= Oak Ridge Leadership Computing Facility =

Computing facility

The Oak Ridge Leadership Computing Facility (OLCF), formerly the National Leadership Computing Facility, is a designated user facility operated by Oak Ridge National Laboratory and the Department of Energy. It contains several supercomputers, the largest of which is an HPE OLCF-5 named Frontier, which was ranked 1st on the TOP500 list of world's fastest supercomputers as of June 2023. It is located in Oak Ridge, Tennessee.

==History==
Under its former name of the National Leadership Computing Facility, the OLCF was founded in 1992 at Oak Ridge National Laboratory to advance the state of the art in high-performance computing (HPC) by bringing a new generation of parallel computers out of the laboratory and into the hands of the scientists who could most use them. It was called the Center for Computational Sciences, or CCS, and had an Intel Paragon computer. Over time, it expanded to contain many supercomputers including the Intel Paragon, an IBM system based on the POWER3, an IBM system based on the POWER4, SGI Altix, and more recently, the Cray X1E, Cray XD1, Cray XT3, Cray XT4, Cray XT5, and Titan.
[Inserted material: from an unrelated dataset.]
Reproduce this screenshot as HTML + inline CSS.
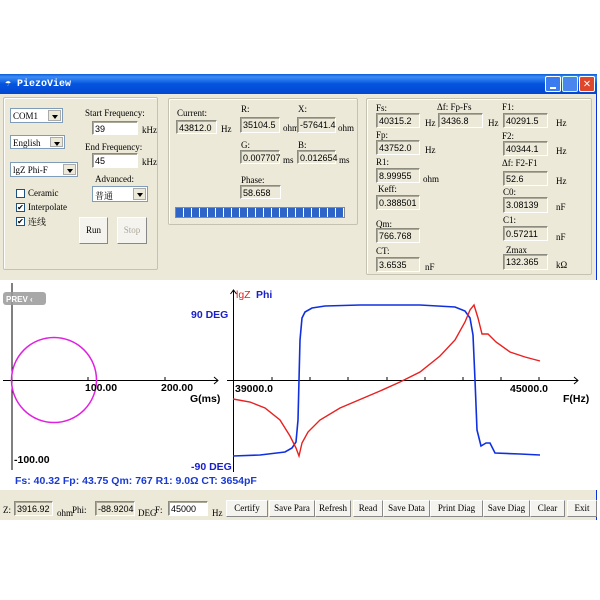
<!DOCTYPE html>
<html><head><meta charset="utf-8"><style>
*{margin:0;padding:0;box-sizing:border-box}
body{width:600px;height:600px;background:#fff;position:relative;overflow:hidden;font-family:"Liberation Serif","Noto Serif CJK SC",serif;font-size:9px;color:#000}
.a{position:absolute;white-space:nowrap}
.win{position:absolute;left:0;top:74px;width:597px;height:446px;background:#ece9d8;border-right:1px solid #0831d9}
.tb{position:absolute;left:0;top:74px;width:597px;height:20px;background:linear-gradient(#0a5fd8,#3d8cf4 15%,#0454e0 50%,#0348d0);color:#fff;font-weight:bold;font-size:10px;font-family:"Liberation Mono",monospace}
.gb{position:absolute;border:1px solid #c5c2b2;border-radius:2px;box-shadow:inset 1px 1px 0 #fff}
.in{position:absolute;background:#ece9d8;border:1px solid #8b8b80;border-right-color:#fff;border-bottom-color:#fff;box-shadow:inset 1px 1px 0 #aca899;padding:2px 0 0 2px;font-size:9px;font-family:"Liberation Sans",sans-serif}
.w{background:#fff}
.sel{position:absolute;background:#fff;border:1px solid #7f9db9;padding:2px 0 0 2px}
.sel i{position:absolute;right:1px;top:1px;bottom:1px;width:13px;background:#ece9d8;border:1px solid #aaa}
.sel i:after{content:"";position:absolute;left:3px;top:4px;border:3px solid transparent;border-top:4px solid #000}
.btn{position:absolute;background:#f4f3ee;border:1px solid #fff;border-right-color:#888;border-bottom-color:#888;text-align:center;font-size:9px}
.cb{position:absolute;width:9px;height:9px;border:1px solid #1c5180;background:#fff;font-size:8px;line-height:7px;text-align:center}
</style></head><body>
<div class="win"></div>
<div class="tb"><span class="a" style="left:5px;top:4px">☂ PiezoView</span>
<div class="a" style="left:545px;top:2px;width:16px;height:16px;background:#3a7cf0;border:1px solid #fff;border-radius:2px"><div style="position:absolute;left:4px;top:10px;width:6px;height:2px;background:#fff"></div></div>
<div class="a" style="left:562px;top:2px;width:16px;height:16px;background:#4a86ee;border:1px solid #cfe;border-radius:2px"></div>
<div class="a" style="left:579px;top:2px;width:16px;height:16px;background:#e0462a;border:1px solid #fff;border-radius:2px;text-align:center;font-size:12px;line-height:14px">✕</div></div>

<div class="gb" style="left:3px;top:97px;width:155px;height:173px"></div>
<div class="sel" style="left:10px;top:108px;width:53px;height:15px">COM1<i></i></div>
<div class="sel" style="left:10px;top:135px;width:55px;height:14px">English<i></i></div>
<div class="sel" style="left:10px;top:162px;width:68px;height:15px">lgZ Phi-F<i></i></div>
<div class="a" style="left:85px;top:108px">Start Frequency:</div>
<div class="in w" style="left:92px;top:121px;width:46px;height:14px">39</div><div class="a" style="left:142px;top:125px">kHz</div>
<div class="a" style="left:85px;top:142px">End Frequency:</div>
<div class="in w" style="left:92px;top:153px;width:46px;height:15px">45</div><div class="a" style="left:142px;top:157px">kHz</div>
<div class="a" style="left:95px;top:174px">Advanced:</div>
<div class="sel" style="left:92px;top:186px;width:56px;height:16px">普通<i></i></div>
<div class="cb" style="left:16px;top:189px"></div><div class="a" style="left:28px;top:188px">Ceramic</div>
<div class="cb" style="left:16px;top:203px">✔</div><div class="a" style="left:28px;top:202px">Interpolate</div>
<div class="cb" style="left:16px;top:217px">✔</div><div class="a" style="left:28px;top:215px">连线</div>
<div class="btn" style="left:79px;top:217px;width:29px;height:27px;line-height:25px">Run</div>
<div class="btn" style="left:117px;top:217px;width:30px;height:27px;line-height:25px;color:#aca899">Stop</div>

<div class="gb" style="left:168px;top:98px;width:190px;height:127px"></div>
<div class="a" style="left:177px;top:108px">Current:</div>
<div class="in" style="left:176px;top:120px;width:41px;height:14px">43812.0</div><div class="a" style="left:221px;top:124px">Hz</div>
<div class="a" style="left:241px;top:104px">R:</div>
<div class="in" style="left:240px;top:117px;width:40px;height:16px">35104.5</div><div class="a" style="left:283px;top:123px">ohm</div>
<div class="a" style="left:298px;top:104px">X:</div>
<div class="in" style="left:297px;top:117px;width:39px;height:16px">-57641.4</div><div class="a" style="left:338px;top:123px">ohm</div>
<div class="a" style="left:241px;top:140px">G:</div>
<div class="in" style="left:240px;top:150px;width:40px;height:14px">0.007707</div><div class="a" style="left:283px;top:155px">ms</div>
<div class="a" style="left:298px;top:140px">B:</div>
<div class="in" style="left:297px;top:150px;width:39px;height:14px">0.012654</div><div class="a" style="left:339px;top:155px">ms</div>
<div class="a" style="left:241px;top:175px">Phase:</div>
<div class="in" style="left:240px;top:185px;width:41px;height:14px">58.658</div>
<div class="a" style="left:175px;top:207px;width:170px;height:11px;border:1px solid #888;background:repeating-linear-gradient(90deg,#2e64c8 0 7px,#fff 7px 8px)"></div>

<div class="gb" style="left:366px;top:98px;width:226px;height:177px"></div>
<div class="a" style="left:376px;top:103px">Fs:</div><div class="in" style="left:376px;top:113px;width:44px;height:15px">40315.2</div><div class="a" style="left:425px;top:118px">Hz</div>
<div class="a" style="left:437px;top:102px">Δf: Fp-Fs</div><div class="in" style="left:438px;top:113px;width:45px;height:15px">3436.8</div><div class="a" style="left:488px;top:118px">Hz</div>
<div class="a" style="left:502px;top:102px">F1:</div><div class="in" style="left:503px;top:113px;width:45px;height:15px">40291.5</div><div class="a" style="left:556px;top:118px">Hz</div>
<div class="a" style="left:376px;top:130px">Fp:</div><div class="in" style="left:376px;top:140px;width:44px;height:15px">43752.0</div><div class="a" style="left:425px;top:145px">Hz</div>
<div class="a" style="left:502px;top:131px">F2:</div><div class="in" style="left:503px;top:141px;width:45px;height:15px">40344.1</div><div class="a" style="left:556px;top:146px">Hz</div>
<div class="a" style="left:376px;top:157px">R1:</div><div class="in" style="left:376px;top:168px;width:44px;height:15px">8.99955</div><div class="a" style="left:423px;top:174px">ohm</div>
<div class="a" style="left:502px;top:158px">Δf: F2-F1</div><div class="in" style="left:503px;top:171px;width:45px;height:15px">52.6</div><div class="a" style="left:556px;top:176px">Hz</div>
<div class="a" style="left:378px;top:184px">Keff:</div><div class="in" style="left:376px;top:195px;width:44px;height:15px">0.388501</div>
<div class="a" style="left:503px;top:187px">C0:</div><div class="in" style="left:503px;top:197px;width:45px;height:16px">3.08139</div><div class="a" style="left:556px;top:202px">nF</div>
<div class="a" style="left:376px;top:219px">Qm:</div><div class="in" style="left:376px;top:228px;width:44px;height:15px">766.768</div>
<div class="a" style="left:503px;top:215px">C1:</div><div class="in" style="left:503px;top:226px;width:45px;height:15px">0.57211</div><div class="a" style="left:556px;top:232px">nF</div>
<div class="a" style="left:376px;top:246px">CT:</div><div class="in" style="left:376px;top:257px;width:44px;height:15px">3.6535</div><div class="a" style="left:425px;top:262px">nF</div>
<div class="a" style="left:506px;top:245px">Zmax</div><div class="in" style="left:503px;top:254px;width:45px;height:16px">132.365</div><div class="a" style="left:556px;top:260px">kΩ</div>

<svg class="a" style="left:0;top:280px" width="597" height="210" viewBox="0 280 597 210">
<rect x="0" y="280" width="597" height="210" fill="#fff"/>
<g stroke="#000" stroke-width="1" fill="none">
<line x1="12" y1="283" x2="12" y2="470"/><line x1="3" y1="380.5" x2="218" y2="380.5"/><path d="M214 377l4 3.5-4 3.5"/>
<line x1="88" y1="377" x2="88" y2="381"/><line x1="165" y1="377" x2="165" y2="381"/>
<line x1="233.5" y1="290" x2="233.5" y2="472"/><path d="M230.5 294l3-4 3 4"/>
<line x1="227" y1="380.5" x2="578" y2="380.5"/><path d="M574 377l4 3.5-4 3.5"/>
<path d="M272 377v4M310 377v4M348 377v4M387 377v4M425 377v4M463 377v4M501 377v4M539 377v4"/>
</g>
<circle cx="54" cy="380" r="42.5" stroke="#e020e0" stroke-width="1.5" fill="none"/>
<polyline fill="none" stroke="#1030e0" stroke-width="1.6" points="233,456 260,455 285,452 292,448 296,442 298,420 299,380 300,340 302,318 305,312 312,308 325,306 360,305 420,305 455,307 465,311 470,318 473,335 475,380 477,430 481,446 486,443 490,443 495,453 520,454 540,455"/>
<polyline fill="none" stroke="#e82020" stroke-width="1.4" points="233,399 250,402 265,408 280,420 290,436 296,448 299,456 302,443 308,432 320,420 340,408 380,391 400,382 420,372 440,356 455,340 465,322 470,310 474,305 478,318 482,334 488,334 496,342 510,352 525,357 540,361"/>
<g font-family="Liberation Sans,sans-serif" font-weight="bold" font-size="10.5">
<text x="85" y="391">100.00</text><text x="161" y="391">200.00</text><text x="190" y="402">G(ms)</text>
<text x="14" y="463">-100.00</text>
<text x="235" y="392">39000.0</text><text x="510" y="392">45000.0</text><text x="563" y="402">F(Hz)</text>
<text x="191" y="318" fill="#1a20c8">90 DEG</text><text x="191" y="470" fill="#1a20c8">-90 DEG</text>
<text x="236" y="298" fill="#e02020" font-weight="normal">lgZ</text><text x="256" y="298" fill="#1a20c8">Phi</text>
<text x="15" y="484" fill="#1a3ad0">Fs: 40.32  Fp: 43.75  Qm: 767  R1: 9.0Ω  CT: 3654pF</text>
</g>
<rect x="3" y="292" width="43" height="13" rx="3" fill="#999" opacity="0.85"/>
<text x="6" y="302" fill="#fff" font-family="Liberation Sans,sans-serif" font-size="8" font-weight="bold">PREV ‹</text>
</svg>

<div class="a" style="left:3px;top:505px">Z:</div><div class="in" style="left:14px;top:501px;width:39px;height:15px">3916.92</div><div class="a" style="left:57px;top:508px">ohm</div>
<div class="a" style="left:72px;top:505px">Phi:</div><div class="in" style="left:95px;top:501px;width:40px;height:15px">-88.9204</div><div class="a" style="left:138px;top:508px">DEG</div>
<div class="a" style="left:155px;top:505px">F:</div><div class="in w" style="left:168px;top:501px;width:40px;height:15px">45000</div><div class="a" style="left:212px;top:508px">Hz</div>
<div class="btn" style="left:226px;top:500px;width:42px;height:17px;line-height:15px">Certify</div>
<div class="btn" style="left:269px;top:500px;width:46px;height:17px;line-height:15px">Save Para</div>
<div class="btn" style="left:315px;top:500px;width:36px;height:17px;line-height:15px">Refresh</div>
<div class="btn" style="left:353px;top:500px;width:30px;height:17px;line-height:15px">Read</div>
<div class="btn" style="left:383px;top:500px;width:47px;height:17px;line-height:15px">Save Data</div>
<div class="btn" style="left:430px;top:500px;width:53px;height:17px;line-height:15px">Print Diag</div>
<div class="btn" style="left:483px;top:500px;width:47px;height:17px;line-height:15px">Save Diag</div>
<div class="btn" style="left:530px;top:500px;width:35px;height:17px;line-height:15px">Clear</div>
<div class="btn" style="left:567px;top:500px;width:30px;height:17px;line-height:15px">Exit</div>
</body></html>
The OLCF is a collaboration of the DOE-SC and a world-class team from national laboratories, research institutions, computing centers, universities, and vendors. It evaluates and deploys technology designed to maximize the performance of scientific applications and engages the scientific and engineering communities for the purpose of advancing science and technology research in the United States. To accomplish this, the OLCF has developed and implemented a three-pronged strategy for building and engaging the research communities to define critical computational needs, work with the manufacturers of HPC resources to express and meet those needs, and develop the tools and algorithms to best take advantage of the HPC resources.

==Computers and projects==
OLCF's fastest computer, Frontier, is a 1.102 ExaFLOPs HPE OLCF-5 supercomputer with a CPU/GPU hybrid architecture. The combination of CPUs and GPUs will allow Titan and future systems to overcome power and space limitations inherent in previous generations of high-performance computers.

The facility also contains a petabyte High Performance Storage System (HPSS) that currently stores upwards of 29 petabytes of data.

OLCF facilities are accessible through the Energy Sciences Network or ESnet.

Resources of the Oak Ridge Leadership Computing Facility are dedicated to a limited number of high-impact, grand challenge scale projects. Calls for proposals are initiated throughout the year and large, multi-institution proposals are considered. 95% of the OLCF resources are dedicated to these projects. Participants may inquire about joining an existing project by contacting the project's Principal Investigator.